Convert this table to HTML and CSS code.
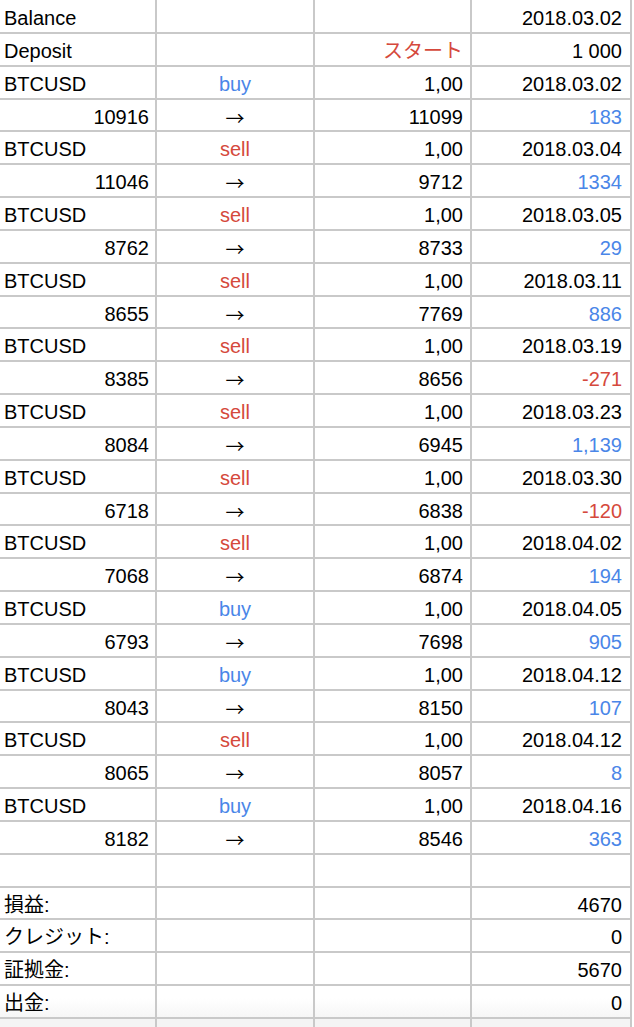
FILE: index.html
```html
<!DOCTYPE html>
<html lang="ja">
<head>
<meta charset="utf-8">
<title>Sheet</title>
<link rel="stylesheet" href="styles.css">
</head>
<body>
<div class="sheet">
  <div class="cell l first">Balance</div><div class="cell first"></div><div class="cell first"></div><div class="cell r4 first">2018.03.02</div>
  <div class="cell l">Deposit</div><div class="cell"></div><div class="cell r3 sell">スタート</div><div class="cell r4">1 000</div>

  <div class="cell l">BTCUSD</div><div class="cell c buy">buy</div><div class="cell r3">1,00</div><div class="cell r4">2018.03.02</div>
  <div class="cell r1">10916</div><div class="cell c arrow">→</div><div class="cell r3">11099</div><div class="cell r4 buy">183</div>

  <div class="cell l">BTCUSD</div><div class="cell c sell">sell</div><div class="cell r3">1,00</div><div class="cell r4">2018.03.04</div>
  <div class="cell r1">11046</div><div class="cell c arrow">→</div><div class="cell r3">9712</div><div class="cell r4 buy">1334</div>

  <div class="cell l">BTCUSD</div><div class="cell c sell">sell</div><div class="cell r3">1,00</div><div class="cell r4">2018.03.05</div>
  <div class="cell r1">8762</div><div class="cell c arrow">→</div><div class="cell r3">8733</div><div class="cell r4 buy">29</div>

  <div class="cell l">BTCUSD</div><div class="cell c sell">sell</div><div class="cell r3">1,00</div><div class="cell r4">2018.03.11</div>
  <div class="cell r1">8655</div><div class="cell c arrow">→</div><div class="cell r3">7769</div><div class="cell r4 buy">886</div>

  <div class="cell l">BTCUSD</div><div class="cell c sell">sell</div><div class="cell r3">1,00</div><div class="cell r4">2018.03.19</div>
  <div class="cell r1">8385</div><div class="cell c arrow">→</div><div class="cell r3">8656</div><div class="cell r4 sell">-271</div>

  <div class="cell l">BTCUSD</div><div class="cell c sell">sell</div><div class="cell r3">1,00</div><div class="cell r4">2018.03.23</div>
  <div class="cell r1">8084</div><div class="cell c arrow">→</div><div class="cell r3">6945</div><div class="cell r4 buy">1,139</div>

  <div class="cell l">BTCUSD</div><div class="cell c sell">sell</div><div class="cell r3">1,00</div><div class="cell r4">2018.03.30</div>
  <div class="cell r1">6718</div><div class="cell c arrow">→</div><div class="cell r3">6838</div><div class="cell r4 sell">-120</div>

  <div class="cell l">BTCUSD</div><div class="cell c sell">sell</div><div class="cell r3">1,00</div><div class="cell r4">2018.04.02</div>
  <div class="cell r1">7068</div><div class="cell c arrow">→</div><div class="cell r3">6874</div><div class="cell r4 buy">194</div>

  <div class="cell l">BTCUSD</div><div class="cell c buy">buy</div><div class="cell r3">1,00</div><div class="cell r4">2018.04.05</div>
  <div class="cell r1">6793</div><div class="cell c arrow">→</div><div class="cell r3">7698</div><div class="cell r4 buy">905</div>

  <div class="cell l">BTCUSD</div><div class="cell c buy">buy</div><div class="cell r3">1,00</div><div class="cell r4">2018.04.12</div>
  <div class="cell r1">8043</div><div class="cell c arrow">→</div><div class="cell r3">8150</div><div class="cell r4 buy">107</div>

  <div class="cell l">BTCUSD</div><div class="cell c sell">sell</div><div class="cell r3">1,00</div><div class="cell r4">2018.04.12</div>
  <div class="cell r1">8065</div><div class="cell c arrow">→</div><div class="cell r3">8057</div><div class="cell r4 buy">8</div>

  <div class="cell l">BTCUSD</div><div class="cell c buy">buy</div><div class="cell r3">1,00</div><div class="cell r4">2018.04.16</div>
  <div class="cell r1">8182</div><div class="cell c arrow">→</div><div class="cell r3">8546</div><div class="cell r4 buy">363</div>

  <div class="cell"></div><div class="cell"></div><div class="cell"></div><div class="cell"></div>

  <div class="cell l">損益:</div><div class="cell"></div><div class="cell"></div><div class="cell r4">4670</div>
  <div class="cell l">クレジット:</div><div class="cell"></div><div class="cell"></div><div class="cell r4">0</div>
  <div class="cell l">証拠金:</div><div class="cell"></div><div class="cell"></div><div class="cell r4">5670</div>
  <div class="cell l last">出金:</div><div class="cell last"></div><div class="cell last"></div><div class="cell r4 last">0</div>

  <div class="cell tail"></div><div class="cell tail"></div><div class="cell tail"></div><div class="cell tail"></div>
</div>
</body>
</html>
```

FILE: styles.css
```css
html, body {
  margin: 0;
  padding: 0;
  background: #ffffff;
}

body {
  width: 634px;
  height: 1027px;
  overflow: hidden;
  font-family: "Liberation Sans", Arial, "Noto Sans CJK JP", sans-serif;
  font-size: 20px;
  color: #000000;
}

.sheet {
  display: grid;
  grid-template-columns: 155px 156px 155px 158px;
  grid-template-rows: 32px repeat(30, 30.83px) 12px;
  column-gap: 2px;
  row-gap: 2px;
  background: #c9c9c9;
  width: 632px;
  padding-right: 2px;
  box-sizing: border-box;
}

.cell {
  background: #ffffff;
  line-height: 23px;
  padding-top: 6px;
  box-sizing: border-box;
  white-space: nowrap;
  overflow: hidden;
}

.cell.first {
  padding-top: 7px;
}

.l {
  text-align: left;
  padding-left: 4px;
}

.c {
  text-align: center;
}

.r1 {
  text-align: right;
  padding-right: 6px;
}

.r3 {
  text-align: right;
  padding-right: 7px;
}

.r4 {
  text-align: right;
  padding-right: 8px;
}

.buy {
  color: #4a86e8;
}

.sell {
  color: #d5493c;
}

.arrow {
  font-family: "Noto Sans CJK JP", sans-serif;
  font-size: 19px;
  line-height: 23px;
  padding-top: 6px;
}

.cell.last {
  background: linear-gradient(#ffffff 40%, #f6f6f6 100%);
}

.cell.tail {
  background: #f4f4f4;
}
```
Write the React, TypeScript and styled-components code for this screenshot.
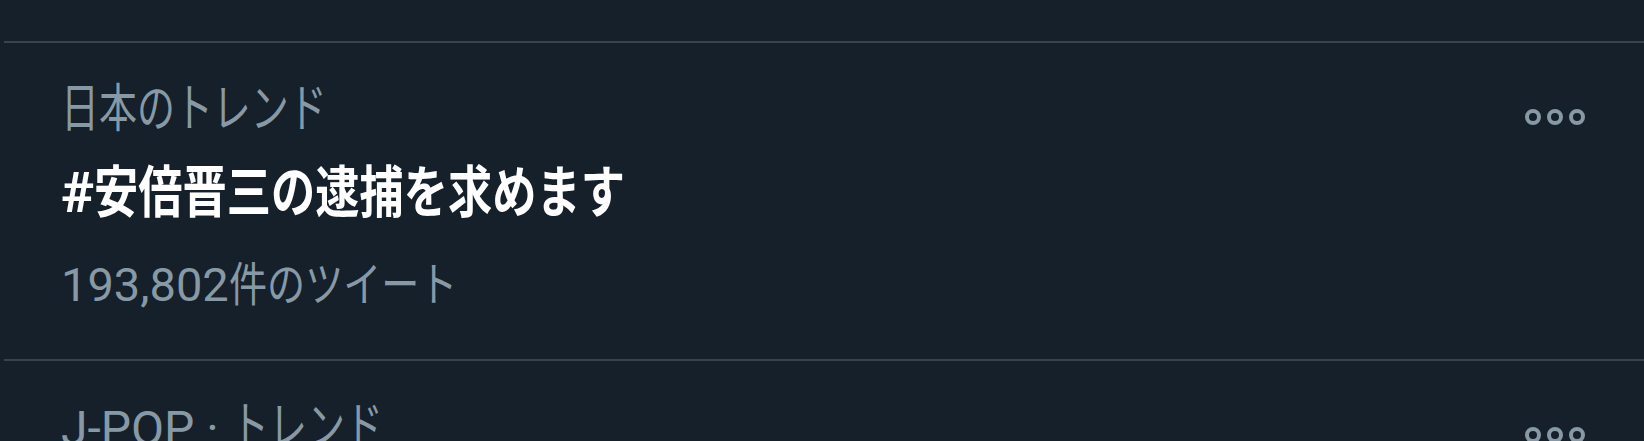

= = = = = = =

# EXERCISE GOAL
Transcribe the records above exactly, omitting every picture they contain.

# SOLUTION
Convert this table to HTML and CSS code.
FILE: index.html
```html
<!DOCTYPE html>
<html lang="ja">
<head>
<meta charset="utf-8">
<title>Sheet</title>
<link rel="stylesheet" href="styles.css">
</head>
<body>
<div class="sheet">
  <div class="cell l first">Balance</div><div class="cell first"></div><div class="cell first"></div><div class="cell r4 first">2018.03.02</div>
  <div class="cell l">Deposit</div><div class="cell"></div><div class="cell r3 sell">スタート</div><div class="cell r4">1 000</div>

  <div class="cell l">BTCUSD</div><div class="cell c buy">buy</div><div class="cell r3">1,00</div><div class="cell r4">2018.03.02</div>
  <div class="cell r1">10916</div><div class="cell c arrow">→</div><div class="cell r3">11099</div><div class="cell r4 buy">183</div>

  <div class="cell l">BTCUSD</div><div class="cell c sell">sell</div><div class="cell r3">1,00</div><div class="cell r4">2018.03.04</div>
  <div class="cell r1">11046</div><div class="cell c arrow">→</div><div class="cell r3">9712</div><div class="cell r4 buy">1334</div>

  <div class="cell l">BTCUSD</div><div class="cell c sell">sell</div><div class="cell r3">1,00</div><div class="cell r4">2018.03.05</div>
  <div class="cell r1">8762</div><div class="cell c arrow">→</div><div class="cell r3">8733</div><div class="cell r4 buy">29</div>

  <div class="cell l">BTCUSD</div><div class="cell c sell">sell</div><div class="cell r3">1,00</div><div class="cell r4">2018.03.11</div>
  <div class="cell r1">8655</div><div class="cell c arrow">→</div><div class="cell r3">7769</div><div class="cell r4 buy">886</div>

  <div class="cell l">BTCUSD</div><div class="cell c sell">sell</div><div class="cell r3">1,00</div><div class="cell r4">2018.03.19</div>
  <div class="cell r1">8385</div><div class="cell c arrow">→</div><div class="cell r3">8656</div><div class="cell r4 sell">-271</div>

  <div class="cell l">BTCUSD</div><div class="cell c sell">sell</div><div class="cell r3">1,00</div><div class="cell r4">2018.03.23</div>
  <div class="cell r1">8084</div><div class="cell c arrow">→</div><div class="cell r3">6945</div><div class="cell r4 buy">1,139</div>

  <div class="cell l">BTCUSD</div><div class="cell c sell">sell</div><div class="cell r3">1,00</div><div class="cell r4">2018.03.30</div>
  <div class="cell r1">6718</div><div class="cell c arrow">→</div><div class="cell r3">6838</div><div class="cell r4 sell">-120</div>

  <div class="cell l">BTCUSD</div><div class="cell c sell">sell</div><div class="cell r3">1,00</div><div class="cell r4">2018.04.02</div>
  <div class="cell r1">7068</div><div class="cell c arrow">→</div><div class="cell r3">6874</div><div class="cell r4 buy">194</div>

  <div class="cell l">BTCUSD</div><div class="cell c buy">buy</div><div class="cell r3">1,00</div><div class="cell r4">2018.04.05</div>
  <div class="cell r1">6793</div><div class="cell c arrow">→</div><div class="cell r3">7698</div><div class="cell r4 buy">905</div>

  <div class="cell l">BTCUSD</div><div class="cell c buy">buy</div><div class="cell r3">1,00</div><div class="cell r4">2018.04.12</div>
  <div class="cell r1">8043</div><div class="cell c arrow">→</div><div class="cell r3">8150</div><div class="cell r4 buy">107</div>

  <div class="cell l">BTCUSD</div><div class="cell c sell">sell</div><div class="cell r3">1,00</div><div class="cell r4">2018.04.12</div>
  <div class="cell r1">8065</div><div class="cell c arrow">→</div><div class="cell r3">8057</div><div class="cell r4 buy">8</div>

  <div class="cell l">BTCUSD</div><div class="cell c buy">buy</div><div class="cell r3">1,00</div><div class="cell r4">2018.04.16</div>
  <div class="cell r1">8182</div><div class="cell c arrow">→</div><div class="cell r3">8546</div><div class="cell r4 buy">363</div>

  <div class="cell"></div><div class="cell"></div><div class="cell"></div><div class="cell"></div>

  <div class="cell l">損益:</div><div class="cell"></div><div class="cell"></div><div class="cell r4">4670</div>
  <div class="cell l">クレジット:</div><div class="cell"></div><div class="cell"></div><div class="cell r4">0</div>
  <div class="cell l">証拠金:</div><div class="cell"></div><div class="cell"></div><div class="cell r4">5670</div>
  <div class="cell l last">出金:</div><div class="cell last"></div><div class="cell last"></div><div class="cell r4 last">0</div>

  <div class="cell tail"></div><div class="cell tail"></div><div class="cell tail"></div><div class="cell tail"></div>
</div>
</body>
</html>
```

FILE: styles.css
```css
html, body {
  margin: 0;
  padding: 0;
  background: #ffffff;
}

body {
  width: 634px;
  height: 1027px;
  overflow: hidden;
  font-family: "Liberation Sans", Arial, "Noto Sans CJK JP", sans-serif;
  font-size: 20px;
  color: #000000;
}

.sheet {
  display: grid;
  grid-template-columns: 155px 156px 155px 158px;
  grid-template-rows: 32px repeat(30, 30.83px) 12px;
  column-gap: 2px;
  row-gap: 2px;
  background: #c9c9c9;
  width: 632px;
  padding-right: 2px;
  box-sizing: border-box;
}

.cell {
  background: #ffffff;
  line-height: 23px;
  padding-top: 6px;
  box-sizing: border-box;
  white-space: nowrap;
  overflow: hidden;
}

.cell.first {
  padding-top: 7px;
}

.l {
  text-align: left;
  padding-left: 4px;
}

.c {
  text-align: center;
}

.r1 {
  text-align: right;
  padding-right: 6px;
}

.r3 {
  text-align: right;
  padding-right: 7px;
}

.r4 {
  text-align: right;
  padding-right: 8px;
}

.buy {
  color: #4a86e8;
}

.sell {
  color: #d5493c;
}

.arrow {
  font-family: "Noto Sans CJK JP", sans-serif;
  font-size: 19px;
  line-height: 23px;
  padding-top: 6px;
}

.cell.last {
  background: linear-gradient(#ffffff 40%, #f6f6f6 100%);
}

.cell.tail {
  background: #f4f4f4;
}
```
Write the React, TypeScript and styled-components code for this screenshot.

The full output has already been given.